I use the Dividend Champion List (25+ years of dividend growth) and part of the Dividend Contender List (10 to 24 years of dividend growth).  The lists are maintained by The DRiP Resource Center.

Price to Earnings

The first metric I screen for is Price to Earnings.  Price to earnings is defined as,

the ratio for valuing a company that measures its current share price relative to its per-share earnings.

P/E is probably the most popular way to value stocks.  If you are reading this post you should probably already know that price in it of itself is not a measure of a company’s value. In the past I have used different ratios (under 20, under industry average, under both 20 and industry average,  under 20 CAPE P/E, etc.) for calendar year 2019 I am going to focus on those stocks with a P/E under 15.
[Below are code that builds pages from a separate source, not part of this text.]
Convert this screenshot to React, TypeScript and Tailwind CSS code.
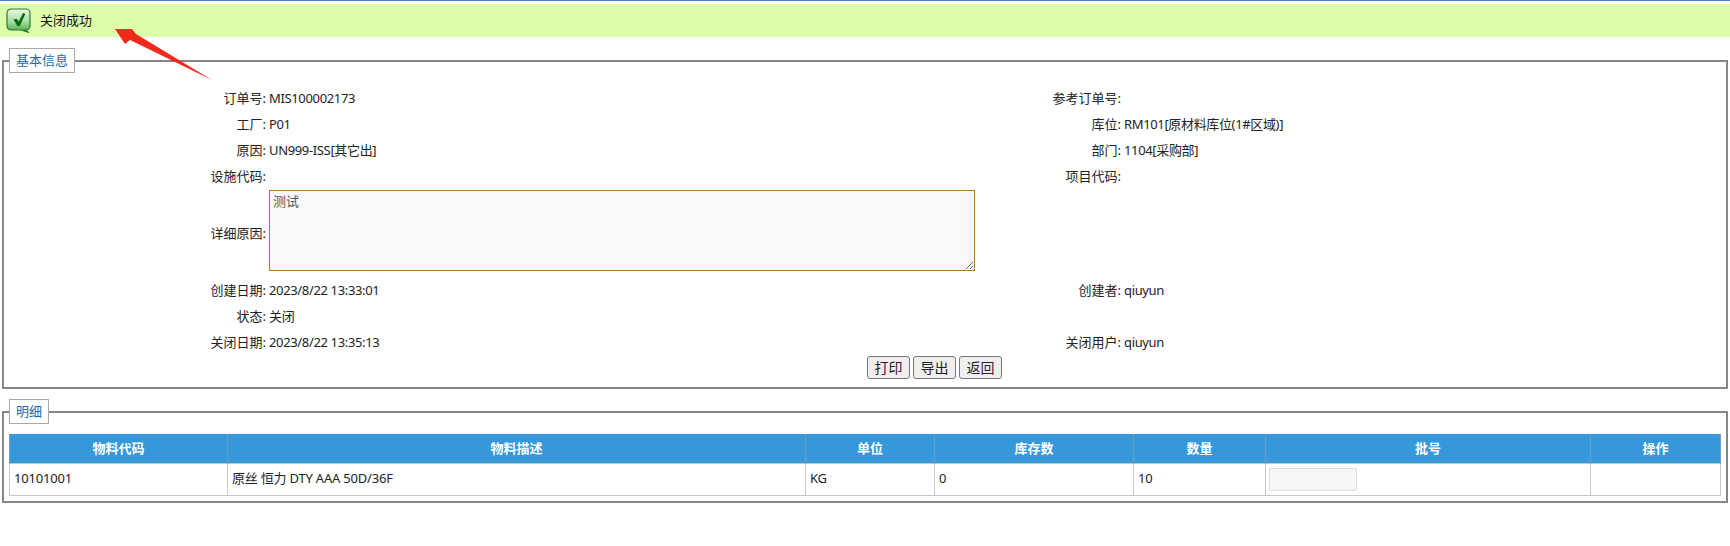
export default function App() {
  const Label = ({ children }: { children?: React.ReactNode }) => (
    <div className="flex h-[26px] items-center justify-end whitespace-nowrap">{children}</div>
  );
  const Value = ({ children }: { children?: React.ReactNode }) => (
    <div className="flex h-[26px] items-center pl-[3px] tracking-[-0.35px] whitespace-nowrap">{children}</div>
  );
  const columns = [
    ["物料代码", "w-[218px]"],
    ["物料描述", "w-[578px]"],
    ["单位", "w-[129px]"],
    ["库存数", "w-[199px]"],
    ["数量", "w-[132px]"],
    ["批号", "w-[325px]"],
    ["操作", "w-[130px]"],
  ];
  const btn =
    "h-[23px] w-[43px] rounded-[3px] border border-[#767676] bg-[#efefef] text-[14px] leading-none text-[#222]";
  const td = "h-[32px] border border-[#c8c8c8] px-[4px] py-0 text-left font-normal tracking-[-0.2px]";
  return (
    <div className="relative h-[546px] w-[1730px] overflow-hidden bg-white font-['Noto_Sans','Noto_Sans_CJK_SC',sans-serif] text-[13px] text-[#222]">
      <div className="h-[1px] bg-[#3f87b8]" />
      <div className="mt-[3px] flex h-[33px] items-center bg-[#ddffaa] pl-[6px]">
        <svg width="26" height="25" viewBox="0 0 26 25" className="shrink-0">
          <defs>
            <linearGradient id="g" x1="0" y1="0" x2="0" y2="1">
              <stop offset="0" stopColor="#eef9e8" />
              <stop offset="0.55" stopColor="#a5dc9c" />
              <stop offset="1" stopColor="#3fa544" />
            </linearGradient>
          </defs>
          <path
            d="M5 1h15a4 4 0 0 1 4 4v13a4 4 0 0 1-4 4h-1l4 2.5-8-2.5H5a4 4 0 0 1-4-4V5a4 4 0 0 1 4-4z"
            fill="url(#g)"
            stroke="#2a7a35"
            strokeWidth="1.2"
          />
          <path d="M7.5 11.5l3.2-.8 2 3L17 5l2.4.8L13.8 18h-2.4z" fill="#07690f" />
        </svg>
        <span className="ml-[8px] text-[#111]">关闭成功</span>
      </div>

      <fieldset className="mx-[2px] mt-[11px] h-[341px] border-2 border-[#868686]">
        <legend className="ml-[5px] flex h-[25px] w-[66px] items-center justify-center border border-[#a9a9a9] bg-white text-[#1f66b0]">
          基本信息
        </legend>
        <div className="grid grid-cols-[262px_710px_145px_1fr] pt-[13px]">
          <Label>订单号:</Label>
          <Value>MIS100002173</Value>
          <Label>参考订单号:</Label>
          <div className="h-[26px]" />
          <Label>工厂:</Label>
          <Value>P01</Value>
          <Label>库位:</Label>
          <Value>RM101[原材料库位(1#区域)]</Value>
          <Label>原因:</Label>
          <Value>UN999-ISS[其它出]</Value>
          <Label>部门:</Label>
          <Value>1104[采购部]</Value>
          <Label>设施代码:</Label>
          <div className="h-[26px]" />
          <Label>项目代码:</Label>
          <div className="h-[26px]" />
          <div className="flex h-[88px] items-center justify-end">详细原因:</div>
          <div className="pl-[3px]">
            <textarea
              readOnly
              defaultValue="测试"
              className="block h-[81px] w-[706px] border border-[#b5742b] bg-[#f9f9f9] px-[3px] py-[1px] text-[#555] outline-none"
            />
          </div>
          <div className="col-span-2" />
          <Label>创建日期:</Label>
          <Value>2023/8/22 13:33:01</Value>
          <Label>创建者:</Label>
          <Value>qiuyun</Value>
          <Label>状态:</Label>
          <Value>关闭</Value>
          <div className="col-span-2" />
          <Label>关闭日期:</Label>
          <Value>2023/8/22 13:35:13</Value>
          <Label>关闭用户:</Label>
          <Value>qiuyun</Value>
        </div>
        <div className="flex gap-[3px] pl-[863px]">
          <button className={btn}>打印</button>
          <button className={btn}>导出</button>
          <button className={btn}>返回</button>
        </div>
      </fieldset>

      <fieldset className="mx-[2px] mt-[10px] h-[104px] border-2 border-[#868686] px-[5px]">
        <legend className="flex h-[25px] w-[40px] items-center justify-center border border-[#a9a9a9] bg-white text-[#1f66b0]">
          明细
        </legend>
        <table className="mt-[10px] w-[1711px] table-fixed border-collapse">
          <thead>
            <tr className="h-[29px] bg-[#3498db] text-white">
              {columns.map(([name, width]) => (
                <th key={name} className={`${width} border-x border-[#6d9ec2] p-0 text-center font-bold`}>
                  {name}
                </th>
              ))}
            </tr>
          </thead>
          <tbody>
            <tr>
              <td className={td}>10101001</td>
              <td className={td}>原丝 恒力 DTY AAA 50D/36F</td>
              <td className={td}>KG</td>
              <td className={td}>0</td>
              <td className={td}>10</td>
              <td className={td}>
                <input
                  readOnly
                  className="-ml-[1px] block h-[23px] w-[88px] rounded-[2px] border border-[#dcdcdc] bg-[#f7f7f7] outline-none"
                />
              </td>
              <td className={td} />
            </tr>
          </tbody>
        </table>
      </fieldset>

      <svg width="110" height="60" viewBox="0 0 110 60" className="pointer-events-none absolute left-[110px] top-[25px]">
        <path d="M5 4L22 4 26 9 102 55 20 15 15 19z" fill="#f02a1c" />
      </svg>
    </div>
  );
}
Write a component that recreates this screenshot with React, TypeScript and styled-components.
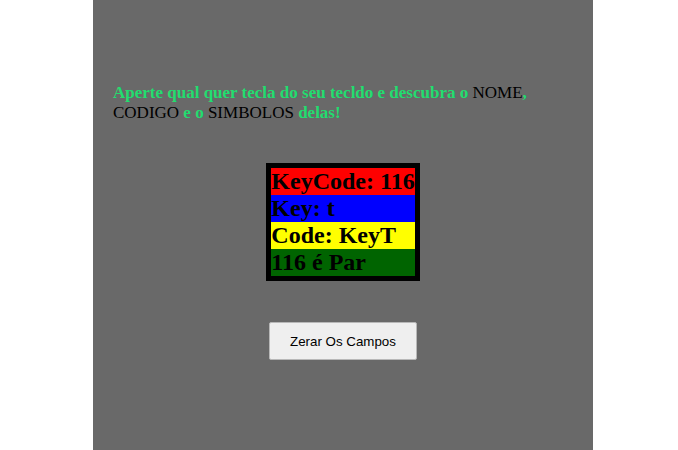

Dividend Yield and Payout Ratio

I am not dividend hunting, but I do want to get paid to have money invested with the company, so I am going to use a dividend yield of at least 2% for calendar year 2019.  Much more important than the yield is the Dividend Payout Ratio which is simply the amount of earnings per share that is being used to support the dividend.  While sources will have different views on the topic I like Dividends.com guidelines,

A range of 35% to 55% is considered healthy and appropriate from a dividend investor’s point of view. A company that is likely to distribute roughly half of its earnings as dividends means that the company is well established and a leader in its industry. It’s also reinvesting half of its earnings for growth, which is welcome.

Free Cash Flow Yield

New for 2019 is Free Cash Flow Yield.

Free cash flow measures the cash available to shareholders after a company has paid all of its bills in full. Buffett relies heavily on a similar metric that he dubs “owner earnings.”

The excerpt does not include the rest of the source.